I think it’s worth noting the implications of believing that the President has the inherent authority to trump legal requirements during wartime, and then applying this claim to the unendable “war on terror,” whether this manifests itself in indifference to or active support for effectively superconstitutional presidential powers. If this argument is correct, then it’s not just the Fourth Amendment that’s affected; presumably the president’s authority to work within the “war paradigm” transcends other constitutional limits as well. And as we know from WWII, the Supreme Court argued that this included the Fourteenth Amendment as well:

It should be noted, to begin with, that all legal restrictions which curtail the civil rights of a single racial group are immediately suspect. That is not to say that all such restrictions are unconstitutional. It is to say that courts must subject them to the most rigid scrutiny. Pressing public necessity may sometimes justify the existence of such restrictions; racial antagonism never can.


It is said that we are dealing here with the case of imprisonment of a citizen in a concentration camp solely because of his ancestry, without evidence or inquiry concerning his loyalty and good disposition towards the United States. Our task would be simple, our duty clear, were this a case involving the imprisonment of a loyal citizen in a concentration camp because of racial prejudice. Regardless of the true nature of the assembly and relocation centers — and we deem it unjustifiable to call them concentration camps, with all the ugly connotations that term implies — we are dealing specifically with nothing but an exclusion order. To cast this case into outlines of racial prejudice, without reference to the real military dangers which were presented, merely confuses the issue. Korematsu was not excluded from the Military Area because of hostility to him or his race. He was excluded because we are at war with the Japanese Empire, because the properly constituted military authorities feared an invasion of our West Coast and felt constrained to take proper security measures, because they decided that the military urgency of the situation demanded that all citizens of Japanese ancestry be segregated from the West Coast temporarily, and, finally, because Congress, reposing its confidence in this time of war in our military leaders — as inevitably it must — determined that they should have the power to do just this.
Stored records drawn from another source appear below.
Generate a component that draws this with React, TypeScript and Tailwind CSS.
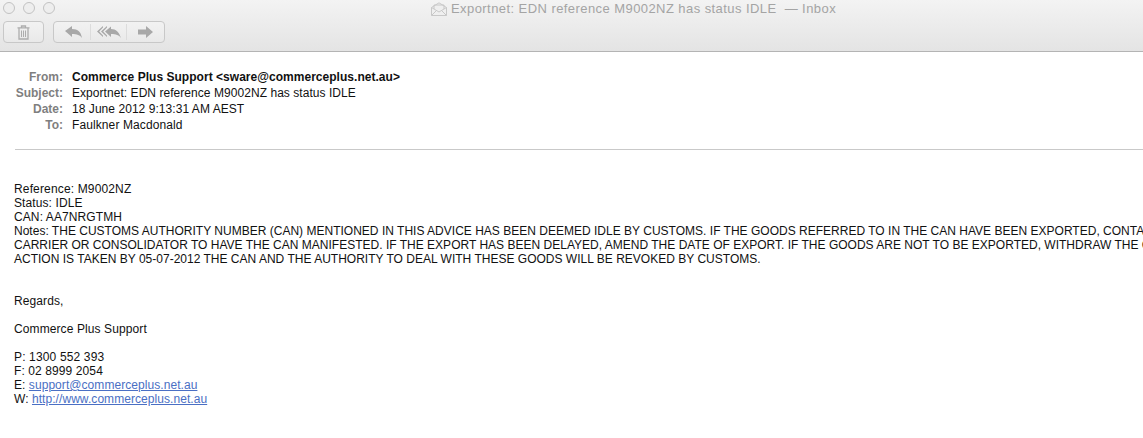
const sans = { fontFamily: '"Liberation Sans", Arial, sans-serif' };

function Light() {
  return <span className="block w-[12px] h-[12px] rounded-full border border-[#c2c2c2] bg-[#eeeeee]" />;
}

export default function App() {
  const header = [
    ["From:", "Commerce Plus Support <sware@commerceplus.net.au>", "font-bold tracking-[0.03px]"],
    ["Subject:", "Exportnet: EDN reference M9002NZ has status IDLE", "tracking-[0.05px]"],
    ["Date:", "18 June 2012 9:13:31 AM AEST", "tracking-[0.05px]"],
    ["To:", "Faulkner Macdonald", "tracking-[0.1px]"],
  ] as const;
  return (
    <div className="w-[1143px] h-[438px] overflow-hidden bg-white flex flex-col" style={sans}>
      <div className="h-[52px] shrink-0 border-b border-[#b4b4b4] bg-gradient-to-b from-[#f3f3f3] to-[#e4e4e4] flex flex-col pl-[3px]">
        <div className="h-[21px] flex relative">
          <div className="flex gap-[8px] pt-[2px]"><Light /><Light /><Light /></div>
          <div className="absolute left-[428px] top-[1px] flex items-center gap-[4px] text-[13px] leading-[16px] text-[#a4a4a4] whitespace-nowrap tracking-[0.43px]">
            <svg width="16" height="14" viewBox="0 0 16 14" fill="none" stroke="#c8c8c8">
              <path d="M.5 5.500 8 .8l7.500 4.700v8H.5z" fill="#efefef" />
              <path d="M3 7V3h10v4M.5 13.500 6 8M15.500 13.500 10 8M.5 5.500 8 10l7.500-4.500" />
            </svg>
            <span>Exportnet: EDN reference M9002NZ has status IDLE&nbsp; — Inbox</span>
          </div>
        </div>
        <div className="flex gap-[9px]">
          <div className="w-[41px] h-[22px] rounded-[4px] border border-[#c8c8c8] bg-gradient-to-b from-[#f2f2f2] to-[#e9e9e9] flex items-center justify-center">
            <svg width="13" height="15" viewBox="0 0 13 15" fill="none" stroke="#adadad" strokeWidth="1.300">
              <path d="M.5 2.800h12M4.500 2.500V1h4v1.500M2 3v11h9V3" />
              <path d="M4.500 5.500V12M6.500 5.500V12M8.500 5.500V12" strokeWidth="1" />
            </svg>
          </div>
          <div className="w-[112px] h-[22px] rounded-[4px] border border-[#c8c8c8] bg-gradient-to-b from-[#f2f2f2] to-[#e9e9e9] flex items-center">
            <div className="w-[37px] h-[16px] border-r border-[#dcdcdc] flex items-center justify-center pl-[3px]">
              <svg width="18" height="12" viewBox="0 0 18 12" fill="#a8a8a8">
                <path d="M0 5 7 0v3c6 0 9 3 10 9-2-3-5-4-10-4v3z" />
              </svg>
            </div>
            <div className="w-[36px] h-[16px] border-r border-[#dcdcdc] flex items-center justify-center">
              <svg width="24" height="12" viewBox="0 0 24 12" fill="#a8a8a8">
                <path d="M0 5.500 6 0v1.600L2.200 5.500 6 9.400V11z" />
                <path d="M4 5.500 10 0v1.600L6.200 5.500 10 9.400V11z" />
                <path d="M8 5.500 14 .5V3c5 0 8 3 10 9-2-3-5-4-10-4v3z" />
              </svg>
            </div>
            <div className="flex-1 flex items-center justify-center">
              <svg width="15" height="12" viewBox="0 0 15 12" fill="#a8a8a8">
                <path d="M0 3.500h8V0l7 6-7 6V8.500H0z" />
              </svg>
            </div>
          </div>
        </div>
      </div>

      <div className="pt-[17px] flex flex-col">
        {header.map(([label, value, cls]) => (
          <div key={label} className="h-[16px] flex text-[12px] leading-[16px] whitespace-nowrap">
            <div className="w-[63px] text-right font-bold text-[#7f7f7f]">{label}</div>
            <div className={"ml-[9px] text-[#111111] " + cls}>{value}</div>
          </div>
        ))}
      </div>

      <div className="ml-[15px] mt-[16px] h-px bg-[#c9c9c9] shrink-0" />

      <div className="pl-[14px] pt-[32px] text-[12px] leading-[14px] text-[#111111] whitespace-nowrap overflow-hidden tracking-[0.1px]">
        <div className="tracking-[0.15px]">Reference: M9002NZ</div>
        <div>Status: IDLE</div>
        <div>CAN: AA7NRGTMH</div>
        <div className="tracking-[0.01px]">Notes: THE CUSTOMS AUTHORITY NUMBER (CAN) MENTIONED IN THIS ADVICE HAS BEEN DEEMED IDLE BY CUSTOMS. IF THE GOODS REFERRED TO IN THE CAN HAVE BEEN EXPORTED, CONTACT THE</div>
        <div className="tracking-[0.01px]">CARRIER OR CONSOLIDATOR TO HAVE THE CAN MANIFESTED. IF THE EXPORT HAS BEEN DELAYED, AMEND THE DATE OF EXPORT. IF THE GOODS ARE NOT TO BE EXPORTED, WITHDRAW THE CAN</div>
        <div className="tracking-[0.01px]">ACTION IS TAKEN BY 05-07-2012 THE CAN AND THE AUTHORITY TO DEAL WITH THESE GOODS WILL BE REVOKED BY CUSTOMS.</div>
        <div className="mt-[28px]">Regards,</div>
        <div className="mt-[14px]">Commerce Plus Support</div>
        <div className="mt-[14px] tracking-[0.15px]">P: 1300 552 393</div>
        <div>F: 02 8999 2054</div>
        <div className="tracking-[0.06px]">E: <a className="text-[#4a6fc4] underline">support@commerceplus.net.au</a></div>
        <div className="tracking-[0.06px]">W: <a className="text-[#4a6fc4] underline">http://www.commerceplus.net.au</a></div>
      </div>
    </div>
  );
}
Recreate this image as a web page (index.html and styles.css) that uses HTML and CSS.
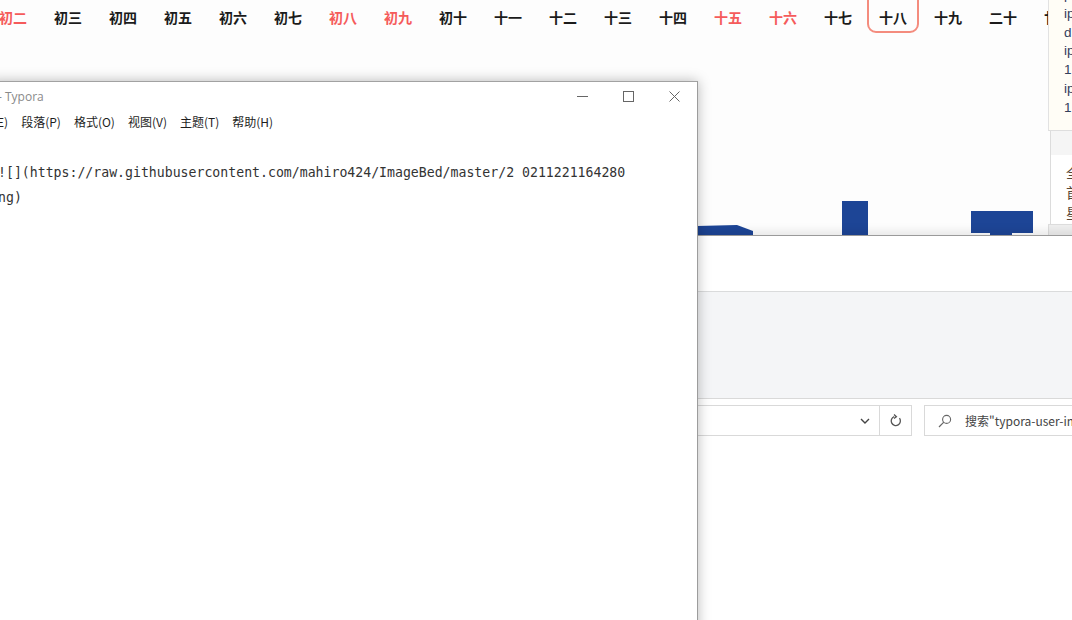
FILE: index.html
```html
<!DOCTYPE html>
<html lang="zh-CN">
<head>
<meta charset="utf-8">
<title>Typora</title>
<link rel="stylesheet" href="styles.css">
</head>
<body>
<div class="desktop">
  <div class="calendar">
    <div class="day red">初二</div>
    <div class="day">初三</div>
    <div class="day">初四</div>
    <div class="day">初五</div>
    <div class="day">初六</div>
    <div class="day">初七</div>
    <div class="day red">初八</div>
    <div class="day red">初九</div>
    <div class="day">初十</div>
    <div class="day">十一</div>
    <div class="day">十二</div>
    <div class="day">十三</div>
    <div class="day">十四</div>
    <div class="day red">十五</div>
    <div class="day red">十六</div>
    <div class="day">十七</div>
    <div class="day selected">十八</div>
    <div class="day">十九</div>
    <div class="day">二十</div>
    <div class="day">廿一</div>
  </div>

  <svg class="blue-art" width="350" height="40" viewBox="0 0 350 40">
    <polygon points="0,31 40,30 56,36 56,40 0,40" fill="#1d4596"/>
    <rect x="145" y="6" width="26" height="34" fill="#1d4596"/>
    <rect x="274" y="16" width="62" height="22" fill="#1d4596"/>
    <rect x="293" y="37" width="22" height="3" fill="#1d4596"/>
  </svg>

  <div class="side-top">
    <div class="side-line">p</div>
    <div class="side-line">ip</div>
    <div class="side-line">d</div>
    <div class="side-line">ip</div>
    <div class="side-line">1</div>
    <div class="side-line">ip</div>
    <div class="side-line">1</div>
  </div>
  <div class="side-bottom">
    <div class="side-head"></div>
    <div class="side-text">
      <div>全</div>
      <div>首</div>
      <div>星</div>
    </div>
  </div>
  <div class="side-foot"></div>

  <div class="explorer">
    <div class="ex-tabs"></div>
    <div class="ex-ribbon"></div>
    <div class="ex-nav">
      <div class="ex-address">
        <svg class="chev" width="10" height="6" viewBox="0 0 10 6"><polyline points="1,1 5,5 9,1" fill="none" stroke="#444" stroke-width="1.4"/></svg>
      </div>
      <div class="ex-refresh">
        <svg width="14" height="14" viewBox="0 0 14 14"><path d="M10.5 4.2 A4.6 4.6 0 1 1 5.2 2.6" fill="none" stroke="#555" stroke-width="1.3"/><polyline points="5,0.6 7.4,2.7 5,4.6" fill="none" stroke="#555" stroke-width="1.3"/></svg>
      </div>
      <div class="ex-search">
        <svg class="mag" width="14" height="14" viewBox="0 0 14 14"><circle cx="8.6" cy="5.4" r="4" fill="none" stroke="#666" stroke-width="1.1"/><line x1="5.8" y1="8.2" x2="1" y2="13" stroke="#666" stroke-width="1.2"/></svg>
        <span class="search-text">搜索"typora-user-images"</span>
      </div>
    </div>
  </div>

  <div class="typora">
    <div class="tp-title">
      <span class="tp-name">- Typora</span>
      <div class="tp-controls">
        <div class="tp-btn"><span class="ic-min"></span></div>
        <div class="tp-btn"><span class="ic-max"></span></div>
        <div class="tp-btn">
          <svg width="11" height="11" viewBox="0 0 11 11"><line x1="0.5" y1="0.5" x2="10.5" y2="10.5" stroke="#666" stroke-width="1"/><line x1="10.5" y1="0.5" x2="0.5" y2="10.5" stroke="#666" stroke-width="1"/></svg>
        </div>
      </div>
    </div>
    <div class="tp-menu">
      <span class="menu-item first">编辑(E)</span>
      <span class="menu-item">段落(P)</span>
      <span class="menu-item">格式(O)</span>
      <span class="menu-item">视图(V)</span>
      <span class="menu-item">主题(T)</span>
      <span class="menu-item">帮助(H)</span>
    </div>
    <div class="tp-content">
      <div class="code-line">![](https://raw.githubusercontent.com/mahiro424/ImageBed/master/2 0211221164280</div>
      <div class="code-line">ng)</div>
    </div>
  </div>
</div>
</body>
</html>
```

FILE: styles.css
```css
* { box-sizing: border-box; }
html, body {
  margin: 0;
  padding: 0;
  width: 1072px;
  height: 620px;
  overflow: hidden;
  background: #fdfdfd;
}
.desktop {
  position: relative;
  width: 1072px;
  height: 620px;
  overflow: hidden;
  font-family: "Noto Sans CJK SC", sans-serif;
}

/* calendar row */
.calendar {
  display: flex;
  gap: 3px;
  margin-left: -13px;
  margin-top: -9px;
}
.day {
  flex: 0 0 52px;
  height: 42px;
  padding-top: 14px;
  line-height: 20px;
  text-align: center;
  font-size: 14px;
  font-weight: bold;
  color: #1b1b1b;
  border: 2px solid transparent;
  border-radius: 9px;
}
.day.red { color: #f55b5b; }
.day.selected { border-color: #f48c7e; }

/* blue fragments behind explorer */
.blue-art {
  position: absolute;
  left: 697px;
  top: 195px;
}

/* right side panels */
.side-top {
  position: absolute;
  left: 1048px;
  top: 0;
  width: 40px;
  height: 131px;
  background: #fffdf6;
  border-left: 1px solid #e2e2e2;
  border-bottom: 1px solid #dedede;
  padding-left: 15px;
  font-family: "Liberation Sans", sans-serif;
  font-size: 13.5px;
  color: #34405c;
  overflow: hidden;
}
.side-line {
  height: 18.8px;
  line-height: 18.8px;
  white-space: nowrap;
}
.side-line:first-child { margin-top: -14px; }
.side-bottom {
  position: absolute;
  left: 1050px;
  top: 131px;
  width: 40px;
  height: 94px;
  background: #ffffff;
  border-left: 1px solid #dcdcdc;
  overflow: hidden;
}
.side-head {
  height: 24px;
  background: #f5f5f5;
}
.side-text {
  padding-left: 15px;
  padding-top: 7px;
  font-size: 14px;
  line-height: 20px;
  color: #5a4636;
}
.side-foot {
  position: absolute;
  left: 1048px;
  top: 224px;
  width: 40px;
  height: 12px;
  background: #efefef;
  border: 1px solid #dddddd;
}

/* explorer window */
.explorer {
  position: absolute;
  left: 697px;
  top: 235px;
  width: 400px;
  height: 400px;
  background: #ffffff;
  border-top: 1px solid #9a9a9a;
  box-shadow: 0 -3px 10px rgba(0,0,0,0.10);
  overflow: hidden;
}
.ex-tabs {
  height: 56px;
  border-bottom: 1px solid #dadbdc;
}
.ex-ribbon {
  height: 107px;
  background: #f4f5f7;
  border-bottom: 1px solid #d9d9d9;
}
.ex-nav {
  display: flex;
  margin-top: 6px;
  height: 31px;
  margin-left: -10px;
}
.ex-address {
  flex: 0 0 193px;
  height: 31px;
  border: 1px solid #d9d9d9;
  display: flex;
  align-items: center;
  justify-content: flex-end;
  padding-right: 9px;
}
.ex-refresh {
  flex: 0 0 32px;
  height: 31px;
  border: 1px solid #d9d9d9;
  border-left: none;
  display: flex;
  align-items: center;
  justify-content: center;
}
.ex-search {
  flex: 0 0 200px;
  margin-left: 12px;
  height: 31px;
  border: 1px solid #d9d9d9;
  display: flex;
  align-items: center;
  padding-left: 13px;
  white-space: nowrap;
  overflow: hidden;
}
.mag { flex: 0 0 auto; }
.search-text {
  margin-left: 13px;
  font-family: "Noto Sans CJK SC", sans-serif;
  font-size: 12px;
  color: #444;
}

/* typora window */
.typora {
  position: absolute;
  left: -10px;
  top: 81px;
  width: 708px;
  height: 560px;
  background: #ffffff;
  border-top: 1px solid #a2a2a2;
  border-right: 1px solid #9c9c9c;
  box-shadow: 0 0 12px rgba(0,0,0,0.28);
  z-index: 5;
}
.tp-title {
  display: flex;
  align-items: center;
  height: 29px;
}
.tp-name {
  padding-left: 8px;
  font-family: "Open Sans", sans-serif;
  font-size: 12px;
  color: #8a8a8a;
}
.tp-controls {
  margin-left: auto;
  display: flex;
  height: 29px;
}
.tp-btn {
  width: 46px;
  height: 29px;
  display: flex;
  align-items: center;
  justify-content: center;
}
.ic-min {
  width: 11px;
  height: 1px;
  background: #666;
}
.ic-max {
  width: 11px;
  height: 11px;
  border: 1px solid #666;
}
.tp-menu {
  display: flex;
  gap: 13px;
  height: 20px;
  align-items: center;
  font-size: 12px;
  color: #1e1e1e;
  white-space: nowrap;
}
.menu-item.first { margin-left: -21px; }
.tp-content {
  padding-top: 29px;
  padding-left: 8px;
  font-family: "DejaVu Sans Mono", monospace;
  font-size: 13.2px;
  color: #333;
}
.code-line {
  height: 25px;
  line-height: 25px;
  white-space: pre;
}
```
You can recognize in Black’s reasoning here every element of the arguments used by apologists for the illegal wiretaps. The executive should be accorded great deference; Congressional delegations of authority should be interpreted as broadly as possible; and even explicit constitutional provisions don’t really apply to presidential actions in wartime because the war changes the nature of the actions in a fundamental way. Except that there’s one difference: the legal arguments in favor of the internment are stronger. The internment at least took place during a clear-cut military conflict of immense scale between nation-states, rather than an operation of inherently indeterminate length against an ever-changing array of stateless organizations that contains elements of both armed conflict and ordinary police action. And Congress actually did grant the relevant authority in the internment case (although, of course, irrelevant to me, since Congress cannot confer on the President the power to violate the Constitution, although a grant of authority can legitimately compel greater deference to the executive on more ambiguous questions.) If you accept the view of Posner, Goldstein et al., then Korematsu was right. And, therefore, the president has the right to strip a class of people of their property and force them to relocate to camps based solely on their race with no individualized suspicion and scant evidence of a genuine military threat, as long as there’s a war on. And, as Rob and Katherine point out, since unlike WWII a war on a method has no formal endpoint, this would mark a radical and permanent change in our constitutional structure on extraordinarily shaky grounds.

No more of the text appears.